After the war there were other very significant developments to Lutoslawski's style and language. In 1960 he embraced so-called 'chance' operations after hearing music by John Cage. This resulted in changes to his approach to rhythm and polyphony which were unveiled in Jeux Venitiens (1961), the autograph score of which he subsequently presented to Cage. But Lutoslawski should not be associated either with 'indeterminacy ' or improvisation. His use of chance (or 'aleatorism') is strictly controlled and very limited. The outstanding works of his maturity were to follow this synthesis of 12-note harmony and aleatory techniques: String Quartet (1964); Livre pour orchestre (1968); Cello Concerto (1970); and two undoubted masterpieces, Les espaces du sommeil (1975), and Mi- Parti (1976).

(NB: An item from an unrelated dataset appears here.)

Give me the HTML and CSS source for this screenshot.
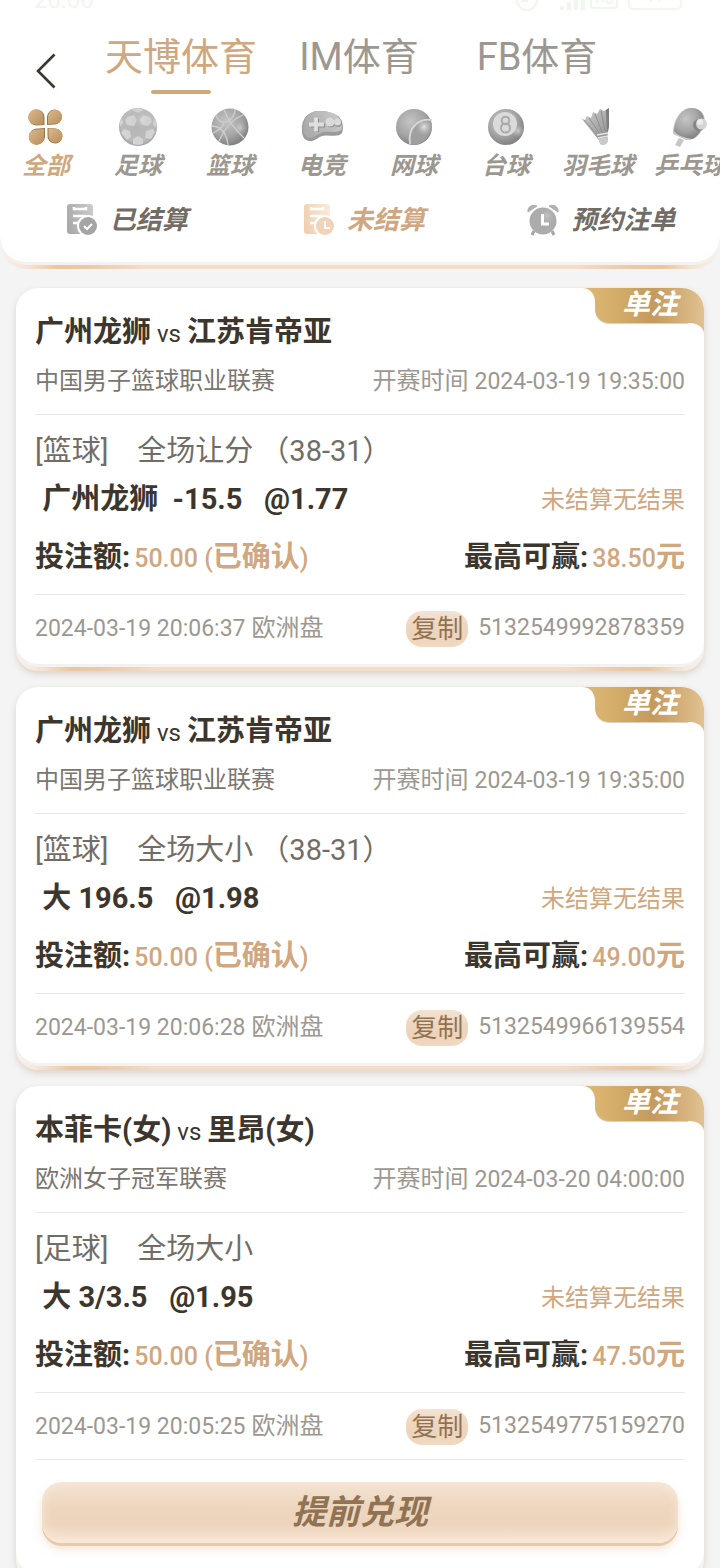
FILE: index.html
```html
<!DOCTYPE html>
<html lang="zh-CN">
<head>
    <meta charset="UTF-8">
    <meta name="viewport" content="width=device-width, initial-scale=1.0">
    <title>注单记录</title>
    <link rel="stylesheet" href="styles.css">
</head>
<body>
    <!-- shared gradients -->
    <svg class="defs" width="0" height="0" aria-hidden="true">
        <defs>
            <radialGradient id="ball" cx="0.4" cy="0.35" r="0.65">
                <stop offset="0" stop-color="#c4c4c4"/>
                <stop offset="0.6" stop-color="#a6a6a6"/>
                <stop offset="1" stop-color="#828282"/>
            </radialGradient>
            <radialGradient id="soccer" cx="0.5" cy="0.45" r="0.55">
                <stop offset="0" stop-color="#b4b4b4"/>
                <stop offset="0.8" stop-color="#bcbcbc"/>
                <stop offset="1" stop-color="#a0a0a0"/>
            </radialGradient>
            <radialGradient id="shine" cx="0.5" cy="0.5" r="0.5">
                <stop offset="0" stop-color="#e4e4e4"/>
                <stop offset="1" stop-color="#b0b0b0" stop-opacity="0"/>
            </radialGradient>
            <linearGradient id="grey" x1="0" y1="0" x2="1" y2="1">
                <stop offset="0" stop-color="#d2d2d2"/>
                <stop offset="1" stop-color="#8e8e8e"/>
            </linearGradient>
            <linearGradient id="doc" x1="0" y1="0.6" x2="1" y2="0.3">
                <stop offset="0" stop-color="#a9a9a9"/>
                <stop offset="1" stop-color="#cacaca"/>
            </linearGradient>
            <linearGradient id="docGold" x1="0" y1="0.6" x2="1" y2="0.3">
                <stop offset="0" stop-color="#efcfb2"/>
                <stop offset="1" stop-color="#f9ead9"/>
            </linearGradient>
            <linearGradient id="petal" x1="0" y1="0" x2="1" y2="1">
                <stop offset="0" stop-color="#dbb98c"/>
                <stop offset="1" stop-color="#b88e5c"/>
            </linearGradient>
            <linearGradient id="ribbon" x1="0" y1="0" x2="1" y2="0">
                <stop offset="0" stop-color="#dcb878"/>
                <stop offset="0.2" stop-color="#d8b16c"/>
                <stop offset="0.58" stop-color="#c49a5e"/>
                <stop offset="0.8" stop-color="#d3ae78"/>
                <stop offset="1" stop-color="#e0c291"/>
            </linearGradient>
            <symbol id="tag" viewBox="0 0 122 47">
                <path d="M13 21C13 30 19 36 28 36H106V34H28Z" fill="#ddd2c2"/>
                <path d="M0 0C8 0 13 6 13 14V20C13 29 19 35 28 35H108C116 35 122 40 122 46V20C122 9 113 0 102 0Z" fill="url(#ribbon)"/>
            </symbol>
        </defs>
    </svg>

    <header class="header">
        <div class="header-inner">
            <div class="status-bar" aria-hidden="true">
                <span>20:00</span>
                <svg width="170" height="20" viewBox="0 0 170 20" fill="none" stroke="#f0f7ee" stroke-width="2">
                    <circle cx="13" cy="8" r="10"/>
                    <path d="M13 2V9H7"/>
                    <path d="M48 14v4M55 10v8M62 5v13M69 0v18" stroke-width="4"/>
                    <rect x="77" y="-4" width="26" height="20" rx="3"/>
                    <path d="M83 0v11M89 0v11M83 6h6M93 0v11h3q3-1 3-6"/>
                    <rect x="115" y="-6" width="52" height="23" rx="4"/>
                    <path d="M137 0v10M132 5h8M145 10l5-10"/>
                </svg>
            </div>

            <nav class="top">
                <button class="back" type="button" aria-label="返回">
                    <svg width="20" height="36" viewBox="0 0 20 36" fill="none" stroke="#3c362d" stroke-width="2.6">
                        <path d="M18.500 1.500L2 18L18.500 34.500"/>
                    </svg>
                </button>
                <button class="tab active" type="button">天博体育</button>
                <button class="tab" type="button">IM体育</button>
                <button class="tab" type="button">FB体育</button>
            </nav>

            <nav class="sports">
                <button class="sport active" type="button">
                    <svg width="40" height="40" viewBox="0 0 40 40">
                        <g fill="#9c7344">
                            <path d="M18.500 18V10A8 8 0 1 0 10 18.500Z"/>
                            <path d="M21 18V10A7.500 7.500 0 1 1 28 17.500Z"/>
                            <path d="M19 21V30A8 8 0 1 1 12 21.500Z"/>
                            <path d="M21.500 21V28A7.500 7.500 0 1 0 30 21.500Z"/>
                        </g>
                        <g fill="url(#petal)">
                            <path d="M17.500 17.500V10A7.700 7.700 0 1 0 10 17.700Z"/>
                            <path d="M22 17V9.500A7 7 0 1 1 29 16.700Z"/>
                            <path d="M18 22V30A7.700 7.700 0 1 1 11 22.500Z"/>
                            <path d="M22.500 21.500V28A7 7 0 1 0 30 21.700Z"/>
                        </g>
                    </svg>
                    <span>全部</span>
                </button>
                <button class="sport" type="button">
                    <svg width="40" height="40" viewBox="0 0 40 40">
                        <circle cx="20" cy="20" r="19" fill="url(#soccer)"/>
                        <g fill="#d3d3d3">
                            <path d="M9 10L16 8L19 13L16 19L9 18L7 14Z"/>
                            <path d="M22 13L25 8L32 10L34 15L30 19L24 18Z"/>
                            <path d="M6 22L12 24L13 30L9 33L3 26Z"/>
                            <path d="M28 24L35 22L37 25L33 32L27 31Z"/>
                            <path d="M15 32L20 29L25 32L25 37L20 38L15 37Z"/>
                            <path d="M14 3L20 1L26 3L20 6Z"/>
                            <path d="M2 15L4 11L5 16L2 20Z"/>
                            <path d="M38 16L36 12L35 17L38 21Z"/>
                        </g>
                        <circle cx="24" cy="13" r="11" fill="url(#shine)" opacity="0.5"/>
                    </svg>
                    <span>足球</span>
                </button>
                <button class="sport" type="button">
                    <svg width="40" height="40" viewBox="0 0 40 40">
                        <circle cx="20" cy="20" r="18.500" fill="url(#ball)"/>
                        <circle cx="30" cy="21" r="8" fill="url(#shine)" opacity="0.6"/>
                        <g fill="none" stroke="#cecece" stroke-width="1.300">
                            <path d="M9 34Q18 14 33 8"/>
                            <path d="M14 3Q20 18 34 31"/>
                            <path d="M2 19Q16 20 18 38"/>
                            <path d="M6 8Q10 20 21 12Q25 8 25 2"/>
                            <path d="M3 26Q12 22 14 16"/>
                        </g>
                    </svg>
                    <span>篮球</span>
                </button>
                <button class="sport" type="button">
                    <svg width="44" height="40" viewBox="0 0 44 40">
                        <path d="M2 24C1 12 8 4 19 4C27 4 33 6 38 9C43 13 44 21 42 26C39 31 27 27 22 29C17 31 14 35 9 34C4 33 2 29 2 24Z" fill="#9a9a9a"/>
                        <path d="M3 21C4 10 10 4 19 4C28 4 34 6 38 10C42 14 43 20 41 23C37 27 27 23 21 26C16 28 12 33 7 30C4 28 3 25 3 21Z" fill="url(#doc)"/>
                        <path d="M17 12V25M11 18.500H25" stroke="#8c8c8c" stroke-width="4"/>
                        <path d="M16 10.500V24.500M9 17.500H24" stroke="#dedede" stroke-width="4"/>
                        <circle cx="31" cy="16" r="4.500" fill="#969696"/>
                        <circle cx="38" cy="16" r="4" fill="#969696"/>
                        <circle cx="30" cy="15" r="4.500" fill="#dadada"/>
                        <circle cx="37.500" cy="15" r="3.500" fill="#dadada"/>
                    </svg>
                    <span>电竞</span>
                </button>
                <button class="sport" type="button">
                    <svg width="40" height="40" viewBox="0 0 40 40">
                        <circle cx="20" cy="20" r="18" fill="url(#ball)"/>
                        <path d="M37 14C28 11 15 18 16 37C27 41 40 28 37 14Z" fill="#9f9f9f"/>
                        <circle cx="30" cy="20" r="9" fill="url(#shine)"/>
                        <path d="M38 13C27 11 13 19 16 37" fill="none" stroke="#d8d8d8" stroke-width="1.800"/>
                    </svg>
                    <span>网球</span>
                </button>
                <button class="sport" type="button">
                    <svg width="40" height="40" viewBox="0 0 40 40">
                        <circle cx="20" cy="20" r="18" fill="url(#ball)"/>
                        <circle cx="32" cy="24" r="7" fill="url(#shine)" opacity="0.7"/>
                        <circle cx="19" cy="17" r="12" fill="#dadada"/>
                        <g fill="none" stroke="#aaa" stroke-width="2">
                            <circle cx="19.500" cy="13.500" r="3.800"/>
                            <circle cx="19.500" cy="21" r="4.500"/>
                        </g>
                    </svg>
                    <span>台球</span>
                </button>
                <button class="sport" type="button">
                    <svg width="40" height="40" viewBox="0 0 40 40">
                        <path d="M3 11L7 13L9 9L13 11L15 5L19 7L22 2L26 4L31 1V20L29 31L20 32Z" fill="url(#grey)"/>
                        <path d="M6 13L22 31M11 11L24 30M17 7L26 30M23 4L28 29" stroke="#8f8f8f"/>
                        <path d="M28 3L31 1V19L29 26Z" fill="#7c7c7c"/>
                        <path d="M19 28L30 26M20 31L30 29" stroke="#e4e4e4" stroke-width="1.500"/>
                        <path d="M20 32L30 30V34A5 5 0 0 1 22 37Z" fill="#cacaca"/>
                    </svg>
                    <span>羽毛球</span>
                </button>
                <button class="sport" type="button">
                    <svg width="40" height="40" viewBox="0 0 40 40">
                        <path d="M9 31L14 33L10 40L5 38Z" fill="#c6c6c6"/>
                        <path d="M3 27C2 15 10 1 21 1C31 1 37 8 34 18C31 28 24 34 16 33Z" fill="#c9c9c9"/>
                        <path d="M4 24C5 12 12 1 21 1C31 1 36 9 33 18C30 26 27 30 22 32C15 31 8 29 4 24Z" fill="url(#ball)"/>
                        <circle cx="29" cy="18" r="6" fill="#858585"/>
                        <circle cx="31.500" cy="17" r="5.500" fill="#d4d4d4"/>
                        <circle cx="30" cy="15" r="3" fill="#ececec"/>
                    </svg>
                    <span>乒乓球</span>
                </button>
            </nav>

            <nav class="filters">
                <button class="filter" type="button">
                    <svg width="32" height="32" viewBox="0 0 32 32">
                        <rect x="1" y="0" width="26" height="30" rx="3" fill="url(#doc)"/>
                        <path d="M8 3V5H20V3M7 12H20M7 19H13" fill="none" stroke="#fff" stroke-width="2.500"/>
                        <circle cx="22" cy="22" r="11" fill="#fff"/>
                        <circle cx="22" cy="22" r="9" fill="#a5a5a5"/>
                        <path d="M18 22L21 25L26 20" fill="none" stroke="#fff" stroke-width="2"/>
                    </svg>
                    已结算
                </button>
                <button class="filter active" type="button">
                    <svg width="32" height="32" viewBox="0 0 32 32">
                        <rect x="1" y="0" width="26" height="30" rx="3" fill="url(#docGold)"/>
                        <path d="M8 3V5H20V3M7 12H20M7 19H13" fill="none" stroke="#fff" stroke-width="2.500"/>
                        <circle cx="22" cy="22" r="11" fill="#fff"/>
                        <circle cx="22" cy="22" r="9" fill="#f0d3b8"/>
                        <path d="M22 17V24H27" fill="none" stroke="#fff" stroke-width="2"/>
                    </svg>
                    未结算
                </button>
                <button class="filter" type="button">
                    <svg width="32" height="32" viewBox="0 0 32 32">
                        <path d="M1 8C0 3 5 0 10 2ZM31 8C32 3 27 0 22 2Z" fill="#b0b0b0" stroke="#b0b0b0" stroke-linejoin="round"/>
                        <path d="M7 27L5 31M25 27L27 31" stroke="#a5a5a5" stroke-width="3"/>
                        <circle cx="16" cy="17" r="13.500" fill="#acacac"/>
                        <circle cx="20" cy="12" r="9" fill="url(#shine)" opacity="0.4"/>
                        <path d="M15.500 10V20H22" fill="none" stroke="#fff" stroke-width="3"/>
                    </svg>
                    预约注单
                </button>
            </nav>
        </div>
    </header>

    <main class="list">
        <article class="card">
            <div class="card-inner">
                <div class="badge">
                    <svg width="122" height="47" aria-hidden="true"><use href="#tag"/></svg>
                    <span>单注</span>
                </div>
                <h2 class="teams">广州龙狮<small> vs </small>江苏肯帝亚</h2>
                <div class="league">
                    <span>中国男子篮球职业联赛</span>
                    <time>开赛时间 <span class="num">2024-03-19 19:35:00</span></time>
                </div>
                <div class="market">[篮球]    全场让分 （38-31）</div>
                <div class="pick">
                    <strong> 广州龙狮  -15.5   @1.77</strong>
                    <span>未结算无结果</span>
                </div>
                <div class="stake">
                    <div>投注额:<span class="money">50.00 (<b>已确认</b>)</span></div>
                    <div>最高可赢:<span class="money">38.50<b>元</b></span></div>
                </div>
                <div class="order">
                    <span><span class="num">2024-03-19 20:06:37</span> 欧洲盘</span>
                    <button class="copy" type="button">复制</button>
                    <span class="num">5132549992878359</span>
                </div>
            </div>
        </article>

        <article class="card">
            <div class="card-inner">
                <div class="badge">
                    <svg width="122" height="47" aria-hidden="true"><use href="#tag"/></svg>
                    <span>单注</span>
                </div>
                <h2 class="teams">广州龙狮<small> vs </small>江苏肯帝亚</h2>
                <div class="league">
                    <span>中国男子篮球职业联赛</span>
                    <time>开赛时间 <span class="num">2024-03-19 19:35:00</span></time>
                </div>
                <div class="market">[篮球]    全场大小 （38-31）</div>
                <div class="pick">
                    <strong> 大 196.5   @1.98</strong>
                    <span>未结算无结果</span>
                </div>
                <div class="stake">
                    <div>投注额:<span class="money">50.00 (<b>已确认</b>)</span></div>
                    <div>最高可赢:<span class="money">49.00<b>元</b></span></div>
                </div>
                <div class="order">
                    <span><span class="num">2024-03-19 20:06:28</span> 欧洲盘</span>
                    <button class="copy" type="button">复制</button>
                    <span class="num">5132549966139554</span>
                </div>
            </div>
        </article>

        <article class="card">
            <div class="card-inner">
                <div class="badge">
                    <svg width="122" height="47" aria-hidden="true"><use href="#tag"/></svg>
                    <span>单注</span>
                </div>
                <h2 class="teams">本菲卡(女)<small> vs </small>里昂(女)</h2>
                <div class="league">
                    <span>欧洲女子冠军联赛</span>
                    <time>开赛时间 <span class="num">2024-03-20 04:00:00</span></time>
                </div>
                <div class="market">[足球]    全场大小</div>
                <div class="pick">
                    <strong> 大 3/3.5   @1.95</strong>
                    <span>未结算无结果</span>
                </div>
                <div class="stake">
                    <div>投注额:<span class="money">50.00 (<b>已确认</b>)</span></div>
                    <div>最高可赢:<span class="money">47.50<b>元</b></span></div>
                </div>
                <div class="order">
                    <span><span class="num">2024-03-19 20:05:25</span> 欧洲盘</span>
                    <button class="copy" type="button">复制</button>
                    <span class="num">5132549775159270</span>
                </div>
                <div class="cashout">
                    <button type="button">提前兑现</button>
                </div>
            </div>
        </article>
    </main>
</body>
</html>
```
FILE: styles.css
```css
* {
    box-sizing: border-box;
}

html {
    height: 100%;
    overflow: hidden;
}

body {
    margin: 0;
    height: 100%;
    overflow: hidden;
    background: #f4f4f4;
    color: #3c362d;
    font-family: Roboto, "Noto Sans CJK SC", sans-serif;
    font-size: 24px;
    line-height: 1.5;
}

button {
    margin: 0;
    padding: 0;
    border: 0;
    background: none;
    color: inherit;
    font: inherit;
    white-space: nowrap;
    cursor: pointer;
}

svg {
    display: block;
    flex: none;
}

.defs {
    position: absolute;
}

/* header */
.header,
.card {
    padding-bottom: 7px;
    background: linear-gradient(90deg, #f8f3ee 0%, #f4e2d2 4%, #e9c6a0 8%, #e9c9a8 12%, #f3dcc8 20%, #f3dcc8 80%, #e9c9a8 88%, #e9c6a0 92%, #f4e2d2 96%, #f8f3ee 100%);
}

.header {
    border-radius: 0 0 26px 26px;
}

.header-inner {
    height: 262px;
    border-radius: 0 0 26px 26px;
    background: #fff;
    box-shadow: 0 3px 0 #f4f1ee;
}

.status-bar {
    display: flex;
    justify-content: space-between;
    align-items: flex-end;
    height: 12px;
    padding: 0 36px 0 34px;
    overflow: hidden;
    color: #f0f7ee;
    line-height: 24px;
}

.top {
    display: flex;
    height: 90px;
}

.back {
    display: flex;
    justify-content: center;
    align-items: center;
    width: 92px;
    padding-top: 28px;
}

.tab {
    position: relative;
    width: 178px;
    color: #9c9891;
    font-size: 38px;
    line-height: 90px;
}

.tab.active {
    color: #cfa780;
}

.tab.active::after {
    content: "";
    position: absolute;
    bottom: 8px;
    left: 50%;
    width: 60px;
    height: 4px;
    margin-left: -30px;
    border-radius: 2px;
    background: #cfa97c;
}

.sports {
    display: flex;
    height: 84px;
    overflow: hidden;
}

.sport {
    display: flex;
    flex: none;
    flex-direction: column;
    align-items: center;
    width: 92px;
    padding-top: 5px;
    color: #9c9891;
    font-style: italic;
    font-weight: bold;
    line-height: 38px;
}

.sport.active {
    color: #cfa780;
}

.filters {
    display: flex;
    height: 68px;
    padding-left: 8px;
}

.filter {
    display: flex;
    flex: 1;
    justify-content: center;
    align-items: center;
    gap: 12px;
    color: #716d66;
    font-size: 26px;
    font-style: italic;
    font-weight: bold;
}

.filter.active {
    color: #cfa780;
}

/* bet cards */
.list {
    display: flex;
    flex-direction: column;
    gap: 16px;
    padding: 19px 16px;
}

.card {
    border-radius: 22px;
    box-shadow: 0 3px 6px rgba(150, 110, 80, 0.25);
}

.card-inner {
    position: relative;
    padding: 20px 19px 3px;
    border-radius: 22px;
    background: #fff;
    box-shadow: 0 3px 0 #f4f1ee;
}

.badge {
    position: absolute;
    top: 0;
    right: 0;
    overflow: hidden;
    border-radius: 0 22px 0 0;
}

.badge span {
    position: absolute;
    top: 0;
    left: 40px;
    color: #fff;
    font-size: 28px;
    font-style: italic;
    font-weight: bold;
    line-height: 34px;
}

.teams {
    height: 46px;
    margin: 0;
    font-size: 29px;
    line-height: 48px;
}

.teams small {
    font-size: 24px;
    font-weight: normal;
}

.num {
    font-size: 23px;
}

.league,
.pick,
.stake,
.order {
    display: flex;
    justify-content: space-between;
    align-items: center;
}

.league {
    height: 61px;
    padding-bottom: 6px;
    border-bottom: 1px solid #e8e8e8;
    color: #7a766f;
}

.league time {
    color: #9c9891;
}

.market {
    padding-top: 12px;
    color: #716d66;
    font-size: 29px;
    line-height: 48px;
    white-space: pre;
}

.pick {
    height: 49px;
    padding-top: 1px;
    color: #cfa780;
}

.pick strong {
    color: #3c362d;
    font-size: 29px;
    white-space: pre;
}

.stake {
    height: 71px;
    padding-bottom: 2px;
    border-bottom: 1px solid #e8e8e8;
    font-size: 29px;
    font-weight: bold;
}

.money {
    margin-left: 4px;
    color: #cfa780;
    font-size: 25px;
    font-weight: 500;
}

.money b {
    font-size: 29px;
}

.order {
    height: 66px;
    padding-top: 1px;
    color: #9c9891;
}

.copy {
    height: 36px;
    margin: 0 10px 0 auto;
    padding: 0 5px;
    border-radius: 16px;
    background: linear-gradient(#f3e3d2, #efd6bf 40%, #edd3bb 70%, #f1d9c2);
    color: #8f7353;
    font-size: 26px;
    line-height: 36px;
}

.cashout {
    padding: 22px 7px 28px;
    border-top: 1px solid #e8e8e8;
}

.cashout button {
    width: 100%;
    height: 61px;
    border-radius: 20px;
    background: linear-gradient(#f3e3d2, #eed6be 40%, #edd5bd 70%, #f9e6d3);
    box-shadow: inset 0 0 12px rgba(250, 236, 220, 0.9), 0 3px 0 #e9c9ac, 0 6px 8px rgba(233, 201, 172, 0.5);
    color: #8f7353;
    font-size: 34px;
    font-style: italic;
    font-weight: bold;
}
```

Another stylistic development came in the late 1970s when he began to simplify his rich, 12-note harmony in favour of enriching the melodic dimension of his work. It is this feature which characterises his finest work of the 1980s, such as the Third Symphony (1981-83), Partita for violin and piano (1984), Chain 2 for violin and orchestra (1985), the Piano Concerto (1988), and the delightful song cycle Chantefables et Chantefleurs (1990). It is also this richness of the melodic dimension that distinguishes his last major work, the Fourth Symphony. This piece was commissioned and premiered by the Los Angeles Philharmonic Orchestra in February 1993, and it has been widely acclaimed as a fresh and original contribution to the symphonic repertory which extends rather than merely consolidates the expression of his late style. Two weeks ago the symphony was chosen as Composition of the Year in the second Classical Music Awards. Sadly, he was already unwell, convalescing after an operation.
Lutoslawski leaves a widow, Danuta Lutoslawska, who until very recently worked with him on the immaculate graphic presentation of his full scores.
Witold Lutoslawski had much to be immodest about. Yet he did, truly, remain a modest man whose personal charm and sincerity will long be remembered and treasured by those of us who knew him.